Short problem:
Reproduce each line that includes the word "inline".

The input:
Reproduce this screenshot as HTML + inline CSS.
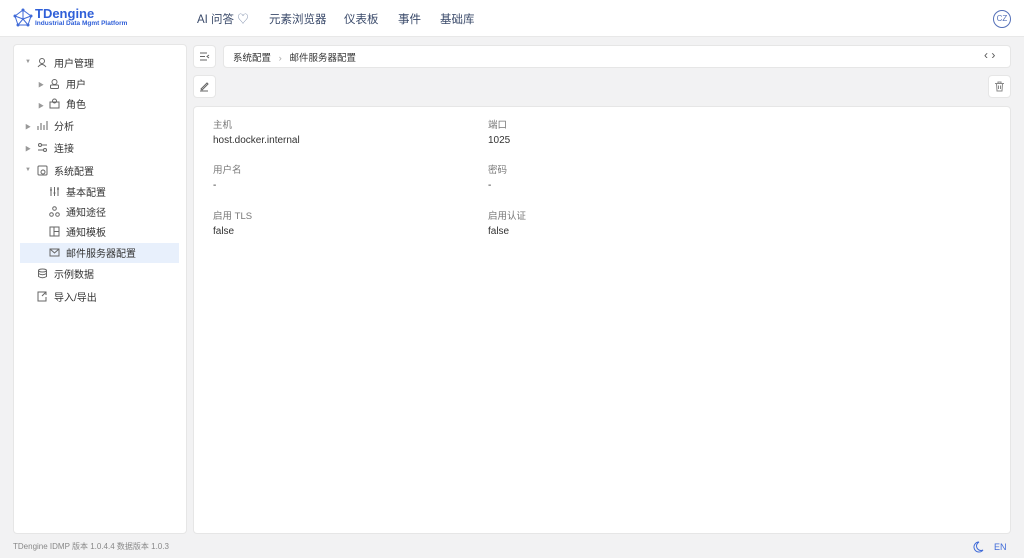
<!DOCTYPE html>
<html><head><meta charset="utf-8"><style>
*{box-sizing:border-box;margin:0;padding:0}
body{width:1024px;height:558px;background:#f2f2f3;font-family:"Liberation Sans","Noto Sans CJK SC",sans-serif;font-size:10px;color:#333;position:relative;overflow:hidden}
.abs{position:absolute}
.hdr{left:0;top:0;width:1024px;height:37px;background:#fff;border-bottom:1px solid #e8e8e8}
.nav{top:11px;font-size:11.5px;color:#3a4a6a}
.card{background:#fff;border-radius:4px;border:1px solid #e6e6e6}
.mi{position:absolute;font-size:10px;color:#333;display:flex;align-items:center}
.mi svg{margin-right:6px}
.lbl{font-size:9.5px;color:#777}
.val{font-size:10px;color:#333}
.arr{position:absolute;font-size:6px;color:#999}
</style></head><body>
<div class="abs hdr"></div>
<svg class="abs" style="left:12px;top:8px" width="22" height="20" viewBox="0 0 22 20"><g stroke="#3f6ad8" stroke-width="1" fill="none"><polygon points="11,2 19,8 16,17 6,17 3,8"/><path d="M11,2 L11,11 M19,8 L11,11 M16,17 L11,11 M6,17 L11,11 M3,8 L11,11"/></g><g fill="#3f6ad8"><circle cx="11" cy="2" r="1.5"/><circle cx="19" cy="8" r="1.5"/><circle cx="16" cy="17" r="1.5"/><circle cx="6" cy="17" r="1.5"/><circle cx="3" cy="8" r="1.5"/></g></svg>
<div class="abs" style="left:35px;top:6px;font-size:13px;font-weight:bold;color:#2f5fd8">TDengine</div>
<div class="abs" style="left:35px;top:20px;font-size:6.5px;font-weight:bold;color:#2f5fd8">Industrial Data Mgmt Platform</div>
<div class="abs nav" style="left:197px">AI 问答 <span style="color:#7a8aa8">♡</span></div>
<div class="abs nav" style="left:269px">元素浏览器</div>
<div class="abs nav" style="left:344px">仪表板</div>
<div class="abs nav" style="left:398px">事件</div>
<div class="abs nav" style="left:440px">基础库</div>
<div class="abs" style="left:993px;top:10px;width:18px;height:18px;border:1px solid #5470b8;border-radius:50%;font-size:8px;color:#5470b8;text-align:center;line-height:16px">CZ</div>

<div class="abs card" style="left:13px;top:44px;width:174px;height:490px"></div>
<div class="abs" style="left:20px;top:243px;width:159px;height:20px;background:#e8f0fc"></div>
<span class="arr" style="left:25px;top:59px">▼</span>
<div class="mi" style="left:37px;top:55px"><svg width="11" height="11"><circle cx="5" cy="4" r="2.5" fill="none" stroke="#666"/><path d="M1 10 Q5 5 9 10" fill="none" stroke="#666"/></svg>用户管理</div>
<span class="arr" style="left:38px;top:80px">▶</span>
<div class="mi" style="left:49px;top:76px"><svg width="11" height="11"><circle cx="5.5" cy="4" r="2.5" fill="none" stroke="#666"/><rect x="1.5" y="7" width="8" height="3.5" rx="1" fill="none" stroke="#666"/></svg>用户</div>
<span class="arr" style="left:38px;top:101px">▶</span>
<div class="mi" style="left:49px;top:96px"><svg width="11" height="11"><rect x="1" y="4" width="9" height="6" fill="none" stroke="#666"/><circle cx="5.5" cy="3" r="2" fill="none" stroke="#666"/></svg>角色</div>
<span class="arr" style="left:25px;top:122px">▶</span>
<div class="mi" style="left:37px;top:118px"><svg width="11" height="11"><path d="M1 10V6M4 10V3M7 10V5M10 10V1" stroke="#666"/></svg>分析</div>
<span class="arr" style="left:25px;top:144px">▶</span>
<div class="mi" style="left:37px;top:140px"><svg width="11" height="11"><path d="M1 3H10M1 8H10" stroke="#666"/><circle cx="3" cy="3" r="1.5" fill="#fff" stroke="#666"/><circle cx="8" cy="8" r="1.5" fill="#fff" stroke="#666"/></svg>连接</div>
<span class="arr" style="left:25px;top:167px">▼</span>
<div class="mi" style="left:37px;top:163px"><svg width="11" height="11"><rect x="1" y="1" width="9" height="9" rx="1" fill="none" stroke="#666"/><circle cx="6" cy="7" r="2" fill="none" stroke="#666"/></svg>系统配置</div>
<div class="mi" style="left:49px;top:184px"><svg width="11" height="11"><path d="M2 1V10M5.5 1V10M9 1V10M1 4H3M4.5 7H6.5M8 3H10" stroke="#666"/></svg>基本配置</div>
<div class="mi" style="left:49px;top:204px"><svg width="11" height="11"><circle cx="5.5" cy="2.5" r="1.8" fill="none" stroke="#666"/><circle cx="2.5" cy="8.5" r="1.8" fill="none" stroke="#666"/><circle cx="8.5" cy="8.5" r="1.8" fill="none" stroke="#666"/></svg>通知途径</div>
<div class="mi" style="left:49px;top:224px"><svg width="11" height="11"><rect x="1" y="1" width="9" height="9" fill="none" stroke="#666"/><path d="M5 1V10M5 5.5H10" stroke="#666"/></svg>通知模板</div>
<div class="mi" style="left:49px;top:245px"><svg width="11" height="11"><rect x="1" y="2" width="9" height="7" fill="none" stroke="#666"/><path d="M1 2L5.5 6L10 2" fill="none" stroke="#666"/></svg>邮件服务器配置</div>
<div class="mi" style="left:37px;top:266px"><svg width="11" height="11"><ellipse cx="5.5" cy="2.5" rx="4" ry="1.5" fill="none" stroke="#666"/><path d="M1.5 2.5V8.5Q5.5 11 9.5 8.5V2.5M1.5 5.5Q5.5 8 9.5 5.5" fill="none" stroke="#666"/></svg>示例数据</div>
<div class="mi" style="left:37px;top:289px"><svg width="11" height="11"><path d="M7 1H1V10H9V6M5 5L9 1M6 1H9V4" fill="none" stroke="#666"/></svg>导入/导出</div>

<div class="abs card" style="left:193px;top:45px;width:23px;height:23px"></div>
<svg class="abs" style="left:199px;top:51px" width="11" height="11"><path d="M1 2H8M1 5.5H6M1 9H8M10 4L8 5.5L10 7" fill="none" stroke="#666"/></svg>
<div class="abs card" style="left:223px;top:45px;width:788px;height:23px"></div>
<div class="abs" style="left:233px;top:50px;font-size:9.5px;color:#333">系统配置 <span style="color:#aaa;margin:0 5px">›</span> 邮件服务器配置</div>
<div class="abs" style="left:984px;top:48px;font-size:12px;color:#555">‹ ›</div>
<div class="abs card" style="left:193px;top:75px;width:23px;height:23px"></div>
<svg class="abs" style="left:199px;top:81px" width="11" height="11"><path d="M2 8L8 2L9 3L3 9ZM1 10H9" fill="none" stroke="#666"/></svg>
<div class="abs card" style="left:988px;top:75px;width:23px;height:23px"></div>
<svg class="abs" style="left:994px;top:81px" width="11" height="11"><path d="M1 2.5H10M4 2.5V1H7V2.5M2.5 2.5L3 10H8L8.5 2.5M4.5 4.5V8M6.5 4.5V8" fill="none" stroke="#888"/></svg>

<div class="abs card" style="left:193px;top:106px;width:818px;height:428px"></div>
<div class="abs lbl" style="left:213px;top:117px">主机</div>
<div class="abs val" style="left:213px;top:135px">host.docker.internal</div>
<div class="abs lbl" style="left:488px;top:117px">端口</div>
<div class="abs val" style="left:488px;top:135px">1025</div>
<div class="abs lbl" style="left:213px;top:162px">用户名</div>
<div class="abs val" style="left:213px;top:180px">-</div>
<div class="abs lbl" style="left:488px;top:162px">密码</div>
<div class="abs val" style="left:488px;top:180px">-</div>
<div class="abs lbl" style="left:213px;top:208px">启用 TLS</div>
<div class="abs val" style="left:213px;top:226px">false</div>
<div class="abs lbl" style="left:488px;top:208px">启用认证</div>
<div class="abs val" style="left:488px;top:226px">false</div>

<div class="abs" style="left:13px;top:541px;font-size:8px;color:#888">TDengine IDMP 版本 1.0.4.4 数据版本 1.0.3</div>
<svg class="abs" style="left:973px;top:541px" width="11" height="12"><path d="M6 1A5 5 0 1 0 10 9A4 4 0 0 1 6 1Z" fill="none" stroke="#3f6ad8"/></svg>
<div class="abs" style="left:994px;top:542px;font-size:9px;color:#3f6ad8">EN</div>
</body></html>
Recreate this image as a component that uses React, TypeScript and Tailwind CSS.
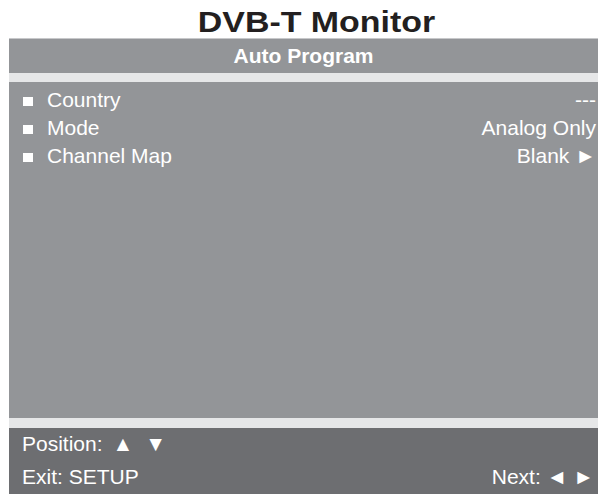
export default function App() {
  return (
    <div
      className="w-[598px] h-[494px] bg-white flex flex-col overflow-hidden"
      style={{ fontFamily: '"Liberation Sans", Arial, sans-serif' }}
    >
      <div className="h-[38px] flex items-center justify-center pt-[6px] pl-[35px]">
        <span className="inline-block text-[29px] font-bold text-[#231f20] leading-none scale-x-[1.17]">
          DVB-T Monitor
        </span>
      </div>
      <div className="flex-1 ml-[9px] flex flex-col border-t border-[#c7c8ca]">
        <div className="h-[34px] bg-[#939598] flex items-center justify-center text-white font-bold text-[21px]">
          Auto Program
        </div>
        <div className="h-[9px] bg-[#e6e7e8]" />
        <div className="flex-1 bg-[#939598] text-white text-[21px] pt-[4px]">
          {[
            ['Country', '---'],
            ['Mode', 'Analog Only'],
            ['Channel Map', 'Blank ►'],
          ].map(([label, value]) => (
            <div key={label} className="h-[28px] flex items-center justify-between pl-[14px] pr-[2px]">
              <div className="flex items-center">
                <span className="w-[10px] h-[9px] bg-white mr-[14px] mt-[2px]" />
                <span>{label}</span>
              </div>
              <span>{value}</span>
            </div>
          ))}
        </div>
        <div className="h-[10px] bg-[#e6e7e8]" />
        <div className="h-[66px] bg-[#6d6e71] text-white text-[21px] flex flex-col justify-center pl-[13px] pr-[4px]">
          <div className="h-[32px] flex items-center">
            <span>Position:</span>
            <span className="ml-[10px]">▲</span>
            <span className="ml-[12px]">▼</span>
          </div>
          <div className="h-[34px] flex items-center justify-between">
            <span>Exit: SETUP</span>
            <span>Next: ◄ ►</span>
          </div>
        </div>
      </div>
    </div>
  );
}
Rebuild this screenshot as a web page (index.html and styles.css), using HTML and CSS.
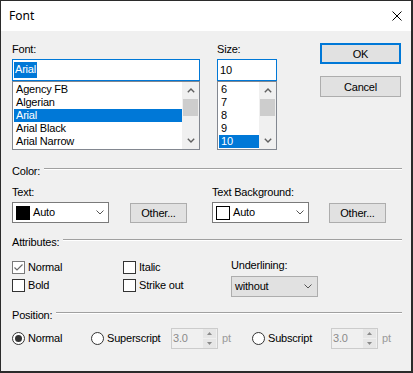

Task answer:
Reproduce this screenshot as HTML + inline CSS.
        <span className="inline-block text-[29px] font-bold text-[#231f20] leading-none scale-x-[1.17]">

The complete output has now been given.